Kalkulasi ini didasarkan bahwa kandidate yang diusung oleh partai sama sekali tidak ada korelasi dengan suara pemilih (silent mayority). 

Argumentasi ini sebagai bantahan asumsi yang menghitung kalkulasi politik sebagaimana sering diwacanakan para tim sukses. (2). Figur kandidate. Figur kandidate merupakan salah satu faktor penting yang menjadi pertimbangan kandidate. 

Tipikal pemilih (silent mayority) yang menginginkan figur yang “dianggap” sebagai wujud pemimpin idaman merupakan salah satu hal penting. 

Maka jangan heran, hampir praktis kandidate mewujudkan sebagai pemimpin agama (baca agama islam). 

Acara pengajian, acara keagamaan merupakan salah satu bentuk “kampanye’ yang terbukti ampuh dalam Pilkada Kabupaten. 

Tentu saja, kandidate yang berlatar belakang agama islam yang “mumpuni”mempunyai peluang yang lebih besar dibandingkan dengan kandidate yang berlatar belakang sekuler. (Walaupun Hipotesis Geetz didalam meneropong tipologi masyarakat Indonesia kedalam bentuk seperti Islam (santri/abangan), nasionalis, hipotesis yang sering digugat kebenarannya). 

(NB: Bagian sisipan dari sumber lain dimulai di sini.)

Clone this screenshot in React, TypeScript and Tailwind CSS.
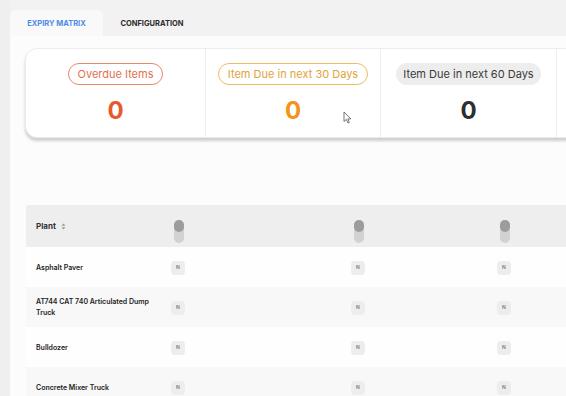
import React from "react";

type Stat = {
  label: string;
  value: number;
  pill: string;
  num: string;
  w: string;
};

const stats: Stat[] = [
  {
    label: "Overdue Items",
    value: 0,
    pill: "border border-[#e58a6c] text-[#e0714f] px-[9px]",
    num: "text-[#e8582c]",
    w: "w-[180px]",
  },
  {
    label: "Item Due in next 30 Days",
    value: 0,
    pill: "border border-[#ecbd62] text-[#e2a23a] px-[9px]",
    num: "text-[#f39318]",
    w: "w-[175px]",
  },
  {
    label: "Item Due in next 60 Days",
    value: 0,
    pill: "bg-[#ededed] text-[#3a3a3a] px-[7px]",
    num: "text-[#2e2e2e]",
    w: "w-[176px]",
  },
];

const plants = [
  "Asphalt Paver",
  "AT744 CAT 740 Articulated Dump Truck",
  "Bulldozer",
  "Concrete Mixer Truck",
];

function Toggle() {
  return (
    <div className="mt-[10px] w-[10px] h-[23px] rounded-full bg-[#d2d2d2] flex flex-col">
      <div className="w-[10px] h-[12px] rounded-full bg-[#9c9c9c]" />
    </div>
  );
}

function NBadge() {
  return (
    <div className="mt-[2px] w-[14px] h-[14px] rounded-[4px] bg-[#ededed] flex items-center justify-center text-[5px] font-semibold text-[#777]">
      N
    </div>
  );
}

function Cursor() {
  return (
    <svg
      className="absolute left-[343px] top-[111px]"
      width="9"
      height="13"
      viewBox="0 0 9 13"
    >
      <path
        d="M1 1 L1 10.5 L3.3 8.4 L5 12 L6.4 11.4 L4.8 7.9 L7.8 7.9 Z"
        fill="#fff"
        stroke="#555"
        strokeWidth="0.8"
        strokeLinejoin="round"
      />
    </svg>
  );
}

export default function App() {
  return (
    <div className="relative w-[566px] h-[396px] overflow-hidden bg-[#f2f2f2] flex font-['Inter',sans-serif]">
      <div className="w-[10px] shrink-0 bg-[#efefef]" />
      <div className="flex-1 flex flex-col min-w-0">
        {/* tabs */}
        <div className="h-[36px] pt-[10px] flex items-end shrink-0">
          <div className="w-[93px] h-[26px] pt-[2px] bg-[#f9f9f9] rounded-t-[6px] flex items-center justify-center text-[7.5px] font-bold text-[#4f8be8]">
            EXPIRY MATRIX
          </div>
          <div className="w-[98px] h-[26px] pt-[2px] flex items-center justify-center text-[7.5px] font-bold text-[#2b2b2b]">
            CONFIGURATION
          </div>
        </div>

        {/* content */}
        <div className="flex-1 bg-[#fcfcfc] pl-[15px] pt-[12px] flex flex-col">
          <div className="w-[580px] h-[90px] bg-white rounded-[12px] border border-[#ececec] shadow-[0_3px_3px_rgba(0,0,0,0.18)] flex shrink-0">
            {stats.map((s, i) => (
              <div
                key={i}
                className={`${s.w} shrink-0 border-r border-[#eeeeee] flex flex-col items-center pt-[14px] gap-[14px]`}
              >
                <div
                  className={`h-[22px] rounded-full flex items-center text-[11px] ${s.pill}`}
                >
                  {s.label}
                </div>
                <div className={`text-[24px] leading-none font-bold ${s.num}`}>
                  {s.value}
                </div>
              </div>
            ))}
            <div className="flex-1" />
          </div>

          {/* table */}
          <div className="mt-[67px] ml-[1px] w-[560px]">
            <div className="h-[42px] bg-[#eeeeee] rounded-tl-[2px] grid grid-cols-[135px_180px_146px_1fr] items-center">
              <div className="pl-[10px] flex items-center gap-[5px] text-[8px] font-bold text-[#333]">
                Plant
                <svg width="5" height="7" viewBox="0 0 5 7">
                  <path d="M2.5 0.5 L4.5 2.8 L0.5 2.8 Z" fill="#999" />
                  <path d="M2.5 6.5 L4.5 4.2 L0.5 4.2 Z" fill="#999" />
                </svg>
              </div>
              <div className="pl-[13px]">
                <Toggle />
              </div>
              <div className="pl-[13px]">
                <Toggle />
              </div>
              <div className="pl-[13px]">
                <Toggle />
              </div>
            </div>
            {plants.map((p, i) => (
              <div
                key={p}
                className={`h-[40px] grid grid-cols-[135px_180px_146px_1fr] items-center ${
                  i % 2 === 1 ? "bg-[#f8f8f8]" : "bg-[#fefefe]"
                }`}
              >
                <div className="pl-[10px] pr-[6px] text-[7px] leading-[11px] font-semibold text-[#222]">
                  {p}
                </div>
                <div className="pl-[10px]">
                  <NBadge />
                </div>
                <div className="pl-[10px]">
                  <NBadge />
                </div>
                <div className="pl-[10px]">
                  <NBadge />
                </div>
              </div>
            ))}
          </div>
        </div>
      </div>
      <Cursor />
    </div>
  );
}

Kandidate yang diidentifikasi sebagai pemimpin yang bersih, birokrat tulen juga menjadi pertimbangan pragmatis dari pemilih. Asumsi yang penulis paparkan sekedar menjadi bahan kampanye kandidate yang akan bisa kita lihat pada pilkada. (3). Penguasaan basis-basis kongkrit. 

Dalam kalkulasi yang penulis lihat didalam kampanye kandidate, hampir praktis, kandidate tidak mempunyai data yang kuat untuk melihat basis-basis kongkrit dukungan kepada kandidate. 

Tipologikal masyarakat Jambi yang heterogen menjadi persoalan dalam kalkulasi politik di Jambi. Berbeda di Jawa. Di kantong-kantong NU, hampir praktis, figur Kiyai yang berpengaruh menjadi jaminan suara untuk meraih dukungan (vote getters). 

Kalkulasi itu dapat dihitung setiap pilkada pemimpin lokal. Kalkulasi yang diraih sama sekali tidak jauh berbeda dengan kalkulasi kantong-kantong pemilih (silent mayority). 

Maka, sampai sekarang, apabila para kandidate dikalkulasikan suara pemilih, tidak dapat menunjukkan angka tentatif dan kantong-kantong yang bisa diraih. Maka apabila adanya klaim dari para kandidate yang akan meraih suara yang akan diraih, tidak ada yang bisa menunjukkan suara dan kantong-kantong yang akan diraih. 

 Dari paparan yang telah penulis sampaikan, ada beberapa catatan penting sebagai pembelajaran demokrasi di Jambi. 

(1). Partai harus mempresentasikan kandidate sebagai wujud suara partai yang tentu saja harus dapat dihitung kalkukasi politik untuk meraih suara. 

(2). Harus dihentikan cara-cara pragrmatis partai meraih suara dengan mengusung kandidate diluar partai. 

Partai harus mempersiapkan kader-kadernya untuk bertarung di gelanggang politik yang riil. (3) harus dibangun partai yang modern, yang diwujudkan hubungan politik antara partai dengan anggota partai. 

 Mengapa penulis memberikan perhatian yang cukup kepada Pilkada Gubernur Jambi ? Pilkada Jambi merupakan salah satu sarana untuk melihat bagaimana hukum dihormati, HAM tidak dilanggar dan yang pasti adanya jaminan terhadap hak-hak dasar bagi rakyat. 

Hak mendapatkan pendidikan murah, kesehatan murah merupakan kewajiban konstitusi para kandidate. 

Maka harus juga diperhatikan bagaimana issu politik tidak tenggelam dan mengalahkan hak-hak dasar bagi rakyat. 

 Namun yang pasti, kita memberikan kesempatan kepada putra-putra terbaik di Jambi untuk mengikuti pertarungan politik secara sehat. Sebagai bagian dari proses pembelajaran demokrasi, putra-putra terbaik di Jambi sudah mempersiapkan diri dan mengikuti gelanggang politik yang riil. Quo vadis Jambi.